One mother who certainly never had that particular problem was the greatest mother of them all, the Most Blessed Mother.  Most blessed because she was the Mother of God.  And yet, even she shed tears.  Not for her Child’s salvation of course, but for what that Child had to endure for our salvation.  For we are her children too.  “Son, behold thy Mother,” said our Lord from the Cross.  She still sheds those tears—look at the apparition of our Lady at La Salette: despite her crown of glory, she still has her head buried in her hands as she weeps for a mankind that never seems to deviate from our sinful ways. 

Today, we crown her statue here on this Mothers’ Day.  As we honor our own mothers today, so too do we venerate our Blessed Mother also.  For in effect, we all have two mothers, a physical mother who delivered our bodies into this world, and a Blessed Mother who, if we are faithful children, will deliver our souls into heaven.  We love our own mother and we must love the Blessed Mother too.  We their children must do whatever we can to make both of them happy.  To stop them shedding those tears, tears shed for us.

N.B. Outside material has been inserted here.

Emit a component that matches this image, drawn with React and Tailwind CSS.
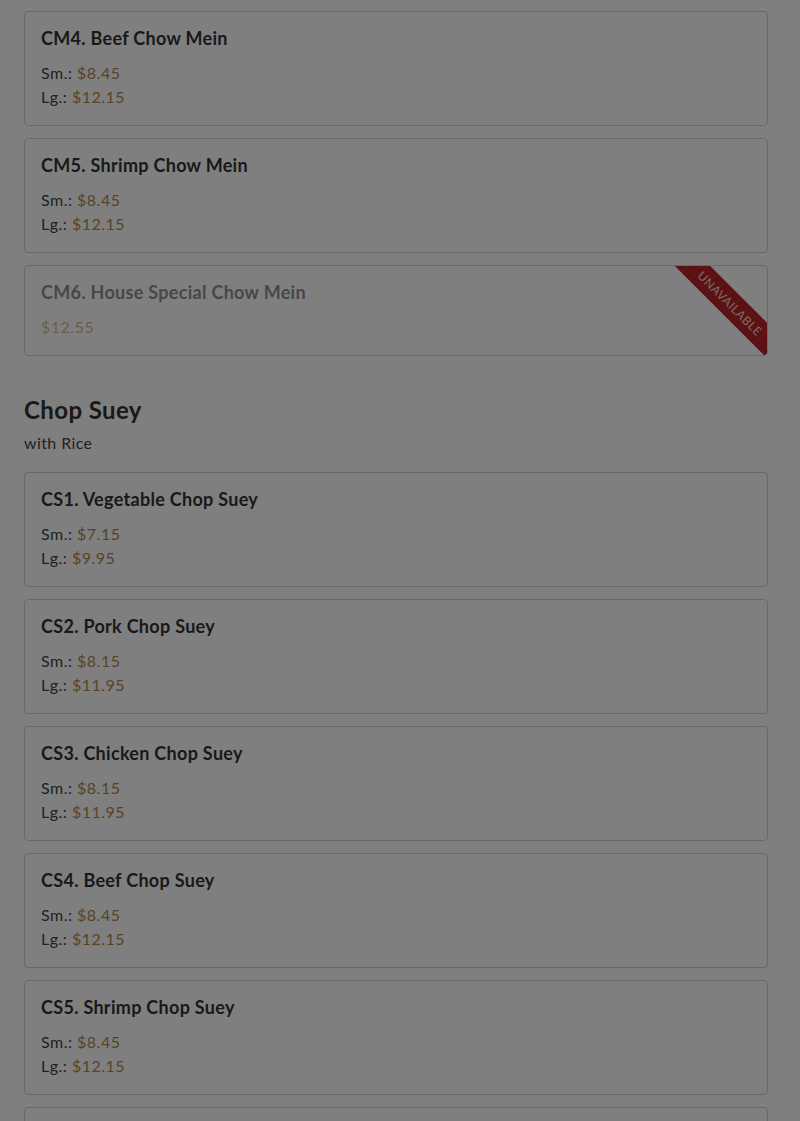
const chowMein = [
  { code: 'CM4', name: 'Beef Chow Mein', sm: '$8.45', lg: '$12.15' },
  { code: 'CM5', name: 'Shrimp Chow Mein', sm: '$8.45', lg: '$12.15' },
  { code: 'CM6', name: 'House Special Chow Mein', price: '$12.55', unavailable: true },
]

const chopSuey = [
  { code: 'CS1', name: 'Vegetable Chop Suey', sm: '$7.15', lg: '$9.95' },
  { code: 'CS2', name: 'Pork Chop Suey', sm: '$8.15', lg: '$11.95' },
  { code: 'CS3', name: 'Chicken Chop Suey', sm: '$8.15', lg: '$11.95' },
  { code: 'CS4', name: 'Beef Chop Suey', sm: '$8.45', lg: '$12.15' },
  { code: 'CS5', name: 'Shrimp Chop Suey', sm: '$8.45', lg: '$12.15' },
  { code: 'CS6', name: 'House Special Chop Suey', sm: '$8.95', lg: '$12.55' },
]

const MenuCard = ({ item }) => (
  <div className="relative overflow-hidden rounded border border-[#d3d3d3] bg-white px-4 py-4">
    <div className={item.unavailable ? 'opacity-[0.55]' : ''}>
      <h3 className="text-[18px] font-bold leading-[21px] tracking-[0.3px] text-[#333]">
        {item.code}. {item.name}
      </h3>
      <div className="mt-3 text-[16px] leading-6 tracking-[0.5px] text-[#444]">
        {item.price ? (
          <p className="text-[#b0874a]">{item.price}</p>
        ) : (
          <>
            <p>Sm.: <span className="text-[#b0874a]">{item.sm}</span></p>
            <p>Lg.: <span className="text-[#b0874a]">{item.lg}</span></p>
          </>
        )}
      </div>
    </div>
    {item.unavailable && (
      <div className="absolute right-[-63px] top-[25px] flex h-[25px] w-[200px] rotate-45 items-center justify-center bg-[#b8242a] text-[12px] uppercase tracking-[0.5px] text-[#f4d4d4]">
        Unavailable
      </div>
    )}
  </div>
)

const App = () => {
  return (
    <div className="relative h-[1121px] overflow-hidden bg-white font-['Lato','Noto_Sans',sans-serif]">
      <main className="pl-6 pr-8 pt-[11px]">
        <div className="flex flex-col gap-3">
          {chowMein.map((item) => <MenuCard key={item.code} item={item} />)}
        </div>

        <section className="mt-[38px]">
          <h2 className="text-[24px] font-bold leading-8 tracking-[0.4px] text-[#333]">Chop Suey</h2>
          <p className="mt-[5px] text-[16px] leading-6 tracking-[0.4px] text-[#444]">with Rice</p>
          <div className="mt-[17px] flex flex-col gap-3">
            {chopSuey.map((item) => <MenuCard key={item.code} item={item} />)}
          </div>
        </section>
      </main>

      {/* modal backdrop */}
      <div className="fixed inset-0 bg-black/50"></div>
    </div>
  )
}

export default App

The May Crowning is not just a happy little Catholic tradition.  It’s not just for little girls.  It’s a reminder that our Mother in heaven loves us because she is our Mother.  As a mother, she can’t help but love us.  But do we really love her in return, with the true love of sacrifice?  Are we ready to give up our own little pleasures in order to please her and make her happy?  And we please her by pleasing her Son, by doing his divine will, by following all his commandments—not just the Fourth!